Thai - Dutch Artists 2001 - 2002
The travelling exhibition of "Thai Contemporary Art 2000" & "Co-operative Working Thai-Dutch Artists" has been instigated by the Silpakorn Art Centre, Bangkok and Thai Art Foundation, Amsterdam. Our aim is to promote Thai art internationally, and to contribute to the ongoing debate on the issues of multicultural identities and "Thai" or rather "new international" contemporary art.
This exhibition is comprised of twenty-five paintings and five installations from thirty renowned Thai artists. We have also included works from the organization for cooperation of Thai-Dutch artists. This is the largest Thai contemporary art exhibition in the Netherlands to date.

Thai art in the heart of the Dutch people
For me, art and art organizations must play an active role that reflects the society in which we live. My image of an art institution is not that of an "institution" but rather that of a flexible and continuously evolving organism, a network that connects people with their ideas. An organism that is active on both "local" and "global" levels. I am interested in creating art that people can integrate into their everyday life. I would like for art to be involved with a greater diversity of institutions in society, not limited to j . ust art institutions. Art should have greater visibility, it can be anywhere and everywhere in our everyday life. I believe that on art should not be confined to museums as pictures need not always be confined in picture frames, let us bring art out of its prison to the people, to the society at large.
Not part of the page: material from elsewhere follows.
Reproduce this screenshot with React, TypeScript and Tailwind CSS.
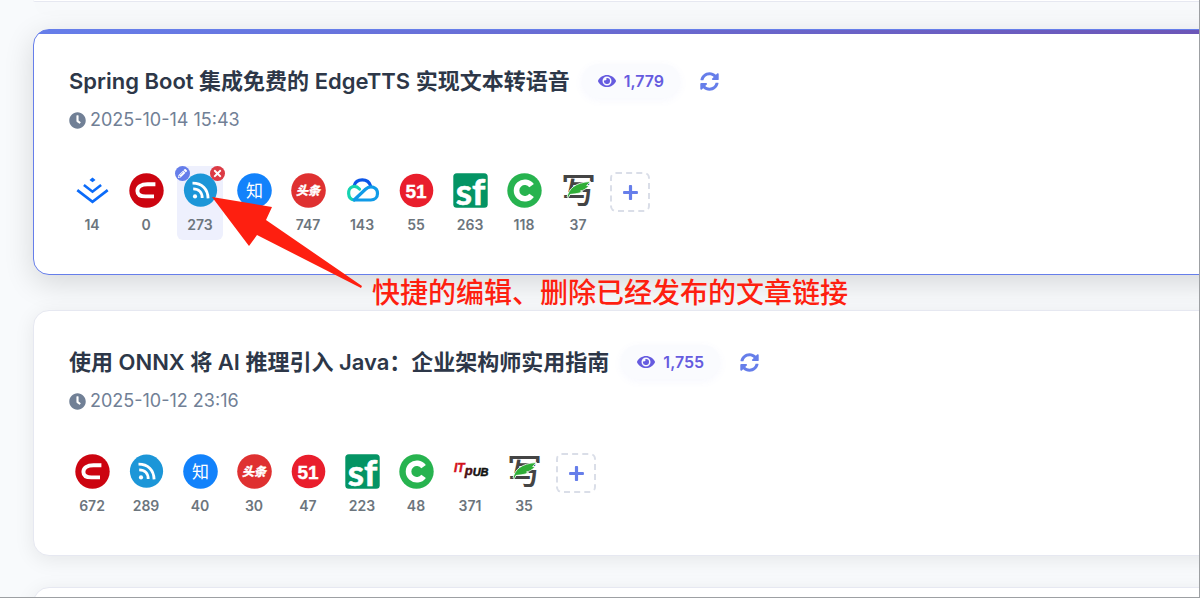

I am not talking about nationality, but of life and the content of life. Art should criticize and inspire our society. It should be incorporated into popular culture in order to reach a wider audience. It is with these concepts that I chose to make the exhibition in the Windmill of Sloten.

Concept of the symposium
The symposium of three Thai and three Dutch artists was a direct confrontation between the different cultures and presented a real challenge. The process and final result help to highlight the difference between eastern and western cultures. The differing processes followed (such as discussions, controversies, actions, presence or lack of it, the execution of works by the artists themselves or supporting work from other participating artists) seem to me to be of equal or even greater value than the project itself. This project involves a cross-cultural dialogue between Thai and Dutch artists. Without a doubt, this cross-cultural experience has a significant influence on the creative stimulation and personal growth of the participating artists. By working in different cultures and participating with their colleagues, each artist has initiated a dynamic change in their development, which is significant to the deepening of the artist's identity.

Eastern and Western approach in art
As the artists here are from different cultures, the artistic aim should be to understand more about them. For me, the development of western art has been closely linked to the industrial revolution over the last two centuries. The linear and progressive thought of this has led in the visual arts to a succession of movements and to a criteria based on newness, the finding of new form and ideas, on surprises and on originality. What has occurred is a continuous change. There have been milestones erected by individuals but not by groups. It has oscillated between reason and emotion, between the positive and the negative, but always based on inventions. The Netherlands is a country that has become over-regulated to an increasingly oppressive degree and this has impacted the people in general as well as Dutch art . A good example is the artistic initiative of the AVL -Ville in Rotterdam from Dutch artist Joep van Lieshout. AVL Ville is the biggest work of art by the Atelier van Lieshout to date. This open stage is an agreeable mix of an artistic environment and a sanctuary. They cultivate their own vegetables and raise their own animals. What is the identity of Dutch art? I would say that this is the crucial point. Dutch art does not know itself. Maybe they are becoming more internationally focused so do not expect to see Dutch artists dressed up in Volendam costumes and carrying a plate of cheese in Biennale Venice or any other world famous exhibition.
The east lives and works within the traditions of its own culture. In Thailand, the traditions of the west have been adopted resulting in great complexity. These are comprised of imitations of the past (meaning tradition) and of the future (meaning western ideas). Thailand, a country immersed in a very old culture, tradition and beautiful landscape is undergoing rapid change. Artists are most inspired by topics nowadays concerning environmental pollution, social disorder and unrest, politics, economic instability, and fast industrial development. Thai identity in particular has been a hot topic in Thai art. A good example is the work of Sutee Kunavichyanont who has been influenced by the degradation of Thai culture and values by the western way of life. His creations such as "Siamese Twins" or "The White Elephant" reminds us of the need for Thai people to save their own values. Here visitors must help by giving air to the twins or to the elephant to keep them alive. As well as everyone being a member of Thai society, each individual must contribute in protecting and prolonging Thai values.